I'm surprised at the 12 deployments per day, if that's truly to production. There's bugfixes etc., but feature wise Slack has been... let's say slow. Not Twitter slow, but still slow, in making any user visible changes.

Far too many people on HN seem to think the public facing code that we see is all that the engineering team in a large company works on. There's so much more to running a large SaaS business. If Slack is like all the other SaaS companies I've encountered they'll have dozens of internal apps for sales, comms, analytics, engineering, etc that they work on that people outside of the business never see[1]. Those all need developing and all need deploying.

[1] They might buy in solutions for some business functions like accounting, HR and support, but they'll still have tons of homegrown stuff. Every tech company does.

Lots of places do a lot of deploys but hide significant new features behind A/B testing and feature flags. So the two things are disconnected from each other.

User visible changes are dependent on the product development process rather than the rate of deploys. Whether you deploy 12 times a day or once a month, it's not like code is getting written any faster.

I wonder why they didn't evaluate at some point using an immutable infrastructure approach leveraging tools like Spinnaker to manage the deploy? They sure have the muscle and numbers to use it and even contribute to it actively, no? I mean, I know that deploying your software is usually something pretty tied to a specific engineering team but I really like the immutable approach and I was wondering why a company the size of Slack, born and grown in the "right" time, did not consider it.

I had similar thoughts when I read their article. Their atomic deploy problem completely disappears had they gone with an immutable approach.

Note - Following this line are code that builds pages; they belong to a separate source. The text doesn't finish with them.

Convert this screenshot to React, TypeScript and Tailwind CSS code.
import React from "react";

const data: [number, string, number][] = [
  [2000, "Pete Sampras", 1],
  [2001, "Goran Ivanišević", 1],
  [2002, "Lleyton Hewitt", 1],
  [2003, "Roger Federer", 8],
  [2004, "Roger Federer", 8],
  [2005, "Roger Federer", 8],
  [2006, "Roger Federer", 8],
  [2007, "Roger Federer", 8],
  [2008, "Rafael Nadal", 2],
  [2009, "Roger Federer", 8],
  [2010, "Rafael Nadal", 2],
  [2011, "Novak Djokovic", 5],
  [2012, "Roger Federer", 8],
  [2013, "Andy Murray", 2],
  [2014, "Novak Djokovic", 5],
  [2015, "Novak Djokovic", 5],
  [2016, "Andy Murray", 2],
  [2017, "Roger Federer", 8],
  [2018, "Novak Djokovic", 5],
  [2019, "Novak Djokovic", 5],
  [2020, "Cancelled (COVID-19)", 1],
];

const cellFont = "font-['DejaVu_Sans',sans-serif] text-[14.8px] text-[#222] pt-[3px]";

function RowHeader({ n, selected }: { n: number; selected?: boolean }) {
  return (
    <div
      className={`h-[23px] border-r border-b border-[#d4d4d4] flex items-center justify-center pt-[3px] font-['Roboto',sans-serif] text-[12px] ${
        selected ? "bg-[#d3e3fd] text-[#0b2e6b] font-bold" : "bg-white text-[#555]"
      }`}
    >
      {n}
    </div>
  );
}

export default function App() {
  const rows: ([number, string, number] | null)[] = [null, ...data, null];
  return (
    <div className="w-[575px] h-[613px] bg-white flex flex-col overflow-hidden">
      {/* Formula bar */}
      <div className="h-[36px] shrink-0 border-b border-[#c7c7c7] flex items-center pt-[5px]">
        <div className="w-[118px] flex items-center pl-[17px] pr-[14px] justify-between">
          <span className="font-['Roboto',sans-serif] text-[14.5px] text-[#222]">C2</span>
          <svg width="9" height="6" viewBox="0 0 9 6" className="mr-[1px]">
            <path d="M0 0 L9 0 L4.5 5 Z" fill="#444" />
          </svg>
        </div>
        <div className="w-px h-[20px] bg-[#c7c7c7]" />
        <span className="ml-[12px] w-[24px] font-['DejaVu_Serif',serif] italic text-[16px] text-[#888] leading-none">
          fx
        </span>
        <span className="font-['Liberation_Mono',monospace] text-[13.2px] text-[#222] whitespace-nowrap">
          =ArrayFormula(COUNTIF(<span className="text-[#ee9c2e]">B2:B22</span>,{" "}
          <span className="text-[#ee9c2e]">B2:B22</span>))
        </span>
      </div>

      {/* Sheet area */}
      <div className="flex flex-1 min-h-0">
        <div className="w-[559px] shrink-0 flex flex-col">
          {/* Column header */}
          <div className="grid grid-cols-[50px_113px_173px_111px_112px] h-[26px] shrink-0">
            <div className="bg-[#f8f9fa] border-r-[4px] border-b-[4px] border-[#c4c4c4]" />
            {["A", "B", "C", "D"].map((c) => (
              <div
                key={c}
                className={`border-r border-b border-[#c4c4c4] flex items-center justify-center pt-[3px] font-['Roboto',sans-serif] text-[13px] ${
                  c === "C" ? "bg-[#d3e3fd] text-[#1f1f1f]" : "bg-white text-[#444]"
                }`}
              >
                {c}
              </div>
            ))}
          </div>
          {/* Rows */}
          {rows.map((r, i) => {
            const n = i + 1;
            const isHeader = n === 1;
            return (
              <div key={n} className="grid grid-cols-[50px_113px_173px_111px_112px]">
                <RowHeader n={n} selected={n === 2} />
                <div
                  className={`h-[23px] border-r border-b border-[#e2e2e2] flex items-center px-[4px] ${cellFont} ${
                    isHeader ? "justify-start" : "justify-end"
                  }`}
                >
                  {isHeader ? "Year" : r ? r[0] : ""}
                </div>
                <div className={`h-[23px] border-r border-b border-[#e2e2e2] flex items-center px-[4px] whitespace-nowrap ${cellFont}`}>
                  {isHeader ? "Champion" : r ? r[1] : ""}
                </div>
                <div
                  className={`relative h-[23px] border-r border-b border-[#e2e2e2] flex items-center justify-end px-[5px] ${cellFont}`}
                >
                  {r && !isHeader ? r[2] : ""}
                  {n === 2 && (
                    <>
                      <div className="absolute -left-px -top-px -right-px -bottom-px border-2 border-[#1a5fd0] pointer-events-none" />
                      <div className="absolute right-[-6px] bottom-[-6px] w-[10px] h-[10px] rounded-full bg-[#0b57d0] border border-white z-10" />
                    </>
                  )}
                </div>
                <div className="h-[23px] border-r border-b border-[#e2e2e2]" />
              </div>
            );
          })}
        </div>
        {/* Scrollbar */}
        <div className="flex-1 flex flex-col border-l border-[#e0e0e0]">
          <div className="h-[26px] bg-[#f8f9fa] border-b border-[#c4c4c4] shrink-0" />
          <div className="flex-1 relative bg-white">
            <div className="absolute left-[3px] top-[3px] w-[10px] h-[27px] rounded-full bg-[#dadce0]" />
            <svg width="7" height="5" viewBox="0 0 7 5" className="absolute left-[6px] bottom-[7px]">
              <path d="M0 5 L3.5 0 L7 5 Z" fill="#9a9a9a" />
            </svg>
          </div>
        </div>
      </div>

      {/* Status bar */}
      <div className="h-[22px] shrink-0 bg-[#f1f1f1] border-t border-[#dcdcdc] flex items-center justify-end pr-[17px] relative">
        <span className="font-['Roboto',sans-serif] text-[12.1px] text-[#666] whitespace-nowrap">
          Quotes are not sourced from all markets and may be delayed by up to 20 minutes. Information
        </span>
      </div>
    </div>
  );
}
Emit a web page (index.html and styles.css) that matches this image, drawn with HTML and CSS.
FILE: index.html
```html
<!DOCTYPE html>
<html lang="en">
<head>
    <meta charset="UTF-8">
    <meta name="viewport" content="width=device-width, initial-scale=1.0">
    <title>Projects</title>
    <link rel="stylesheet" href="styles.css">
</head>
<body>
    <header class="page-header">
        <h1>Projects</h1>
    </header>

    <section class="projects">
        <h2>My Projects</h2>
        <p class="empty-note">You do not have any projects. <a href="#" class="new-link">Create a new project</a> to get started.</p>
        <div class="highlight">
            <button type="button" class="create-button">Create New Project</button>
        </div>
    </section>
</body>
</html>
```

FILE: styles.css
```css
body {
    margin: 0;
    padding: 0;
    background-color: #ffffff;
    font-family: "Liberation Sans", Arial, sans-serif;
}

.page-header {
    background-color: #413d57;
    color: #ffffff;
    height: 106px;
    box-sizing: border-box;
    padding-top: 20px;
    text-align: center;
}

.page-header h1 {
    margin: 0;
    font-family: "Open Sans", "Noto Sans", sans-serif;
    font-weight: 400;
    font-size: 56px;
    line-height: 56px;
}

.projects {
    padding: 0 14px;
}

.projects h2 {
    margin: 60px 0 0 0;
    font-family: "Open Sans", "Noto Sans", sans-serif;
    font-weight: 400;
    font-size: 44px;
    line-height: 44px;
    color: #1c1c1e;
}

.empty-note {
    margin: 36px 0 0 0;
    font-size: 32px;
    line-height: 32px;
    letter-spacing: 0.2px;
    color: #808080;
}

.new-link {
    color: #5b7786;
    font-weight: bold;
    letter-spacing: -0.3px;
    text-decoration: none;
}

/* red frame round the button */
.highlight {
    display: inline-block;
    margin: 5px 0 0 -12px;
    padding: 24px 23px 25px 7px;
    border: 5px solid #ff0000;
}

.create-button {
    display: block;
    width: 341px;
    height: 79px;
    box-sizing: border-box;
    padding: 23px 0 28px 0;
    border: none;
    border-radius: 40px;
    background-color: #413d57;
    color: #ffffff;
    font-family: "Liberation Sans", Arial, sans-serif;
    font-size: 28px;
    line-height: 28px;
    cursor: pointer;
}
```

I'm kind of surprised they don't have a branch-based staging. Every place I've worked at has evolved in the direction of needing the ability to spin up an isolated staging environment that was based on specific tags or branches.

It’s become more common to eschew long-lived release branches for SaaS applications. For example: https://engineering.fb.com/web/rapid-release-at-massive-scal...

It's cool to see how big organizations have deployment setups, while it feels like there is not enough resources about how one should setup a deployment system for a new startup just in the beginning.

The setup I currently use is custom bash scripts setting up EC2 instances. Each instance installs a copy of the git repo(s), and runs a script to pull updates from production/staging branches, compiles a new build, replaces the binaries & frontend assets, then restarts the service, and sends a slack message with list of changes just deployed.

It works good enough for a startup with 2 engineers. However, I'd like to know what could be better ? What could save my time from maintaining my own deployment system in AWS world, without investing days of resources to K8s?

You don't have to do a big-bang style Google thing. You can just invest in some continuous improvement over the next few years:

Iteration 0: What you have now.

Iteration 1: A build server builds your artifact, and your EC2 instances download the artifact from the build server.

Iteration 2: The build server builds the artifact and builds a container and pushes it to ECR. Your EC2 instances now pull the image into Docker and start it.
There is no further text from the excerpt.